Clarification of substantially equal periodic payment rule – Current law imposes a 10% additional tax on early distributions from tax-preferred retirement accounts, but an exception applies to substantially equal periodic payments that are made over the account owner’s life expectancy. This provision provides that the exception continues to apply in the case of a rollover, exchange of an annuity providing the payments, or an annuity that satisfies the required minimum distribution rules.

  • Effective for transfers, rollovers, exchanges after December 31, 2023, and effective for annuity distributions on or after the date of enactment of this Act.
  • Applicable plans: 401(a), 401(k), 403(b) plans, and traditional IRAs

Roth plan distribution rules – Under current law, required minimum distributions (RMD) are not required to begin prior to the death of the owner of a Roth IRA. However, pre-death distributions (e.g., RMDs starting at age, 70 ½, 72 or 73) are required in the case of the owner of a Roth designated account in an employer retirement plan (e.g., 401(k) plan). The pre-death distribution requirement for Roth accounts in employer plans would now be eliminated, similar to a Roth IRA. This will decrease the amount of RMDs for participants with Roth accounts starting in 2024.

  • Effective for taxable years beginning after December 31, 2023. Please not that this does not apply to distributions which are required with respect to years beginning before January 1, 2024 but are permitted to be paid on or after such date.
  • Applicable plans: 401(a) defined contribution plans, 401(k), 403(b), and governmental 457(b) plans with a designated Roth feature

Surviving spouse election to be treated as employee – Allows a surviving spouse of a participant who dies before commencing RMDs to elect to be treated as the employee for RMD purposes; thereby delaying when RMDs must commence.

  • Effective for calendar years beginning after December 31, 2023.
  • Applicable plans: 401(a), 401(k), 403(b) and 457(b) governmental plans

Employers allowed to replace SIMPLE retirement accounts with safe harbor 401(k) plans during a plan year – Allows an employer to replace a SIMPLE IRA plan with a SIMPLE 401(k) plan or other 401(k) plan that requires mandatory employer contributions during a plan year.

  • Effective for plan years beginning after December 31, 2023.
  • Applicable plans: 401(k) plans

Safe harbor for corrections of employee elective deferral failures – Under current law, employers that adopt a retirement plan with automatic enrollment and automatic escalation features could be subject to significant penalties if any mistake was made even unknowingly. The Internal Revenue Service has issued guidance, Employee Plans Compliance Resolution System (EPCRS), on the correction of failures relating to automatic enrollment of employees into retirement plans. This guidance includes a safe harbor, which expires December 31, 2023, that permits no required employer missed deferral correction, if:

  • a 45-day notice is given to the affected employee,
  • correct deferrals commence within 9 ½ months after the end of the plan year, and
  • the employer provides the employee with any matching contributions that would have been made if the failure had not occurred.

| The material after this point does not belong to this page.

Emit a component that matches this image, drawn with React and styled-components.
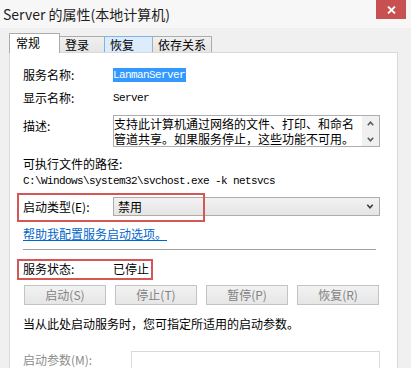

Employers are concerned about the lapse of the safe harbor at the end of 2023. Secure 2.0 made this correction permanent after 2023.  

  • Effective to errors after December 31, 2023.  Missed elective deferrals before December 31, 2023 are covered under the existing EPCRS program.
  • Applicable plans: 401(k), 403(b), and governmental 457(b) plans

Hardship withdrawal rules – Under current law, the distribution rules for 401(k) and 403(b) plans are treated differently. This provision conforms the 403(b) rules to the 401(k) rules whereby 403(b) plans may now make hardship distributions from the same contribution sources as 401(k) plans, and 403(b) participants are no longer required to take a loan prior to taking hardship distributions.

  • Effective for plan years beginning after December 31, 2023.
  • Applicable plan: 403(b) plans

Catch-up contributions for certain participants must be made on a Roth basis – Under current law, catch-up contributions to a qualified retirement plan can be made on a pre-tax or Roth basis. This provision provides all catch-up contributions to qualified retirement plans are subject to Roth tax treatment. Employees with compensation of $145,000 or less are exempt from this requirement.

  • Effective for taxable years beginning after December 31, 2023.
  • Applicable plans: 401(k), 403(b) or governmental 457(b) plans

Final Thoughts

The SECURE 2.0 Act is one of the most extensive pieces of retirement plan legislation in decades with it impacting virtually all retirement plan types. As a reminder, any plan amendments needed as a result of this new legislation must be adopted by the last day of the first plan year beginning on or after January 1, 2025. (e.g., the deadline for a calendar year plan is December 31, 2025.) This deadline is extended two years for certain governmental and collectively bargained plans.

Rest assured that RPC is working diligently to change our operations to comply with the mandatory SECURE 2.0 provisions that will be effective within the next 2 years. However, the IRS and the DOL must provide guidance on how to administer most of these provisions. The IRS is heavily tasked with providing guidance not only for the 2023 provisions, but provisions that are effective in 2024 and thereafter. Employers may want to delay implementation of any optional provisions until further guidance is provided. 

RPC will continue to provide more information around the SECURE 2.0 Act in the coming months.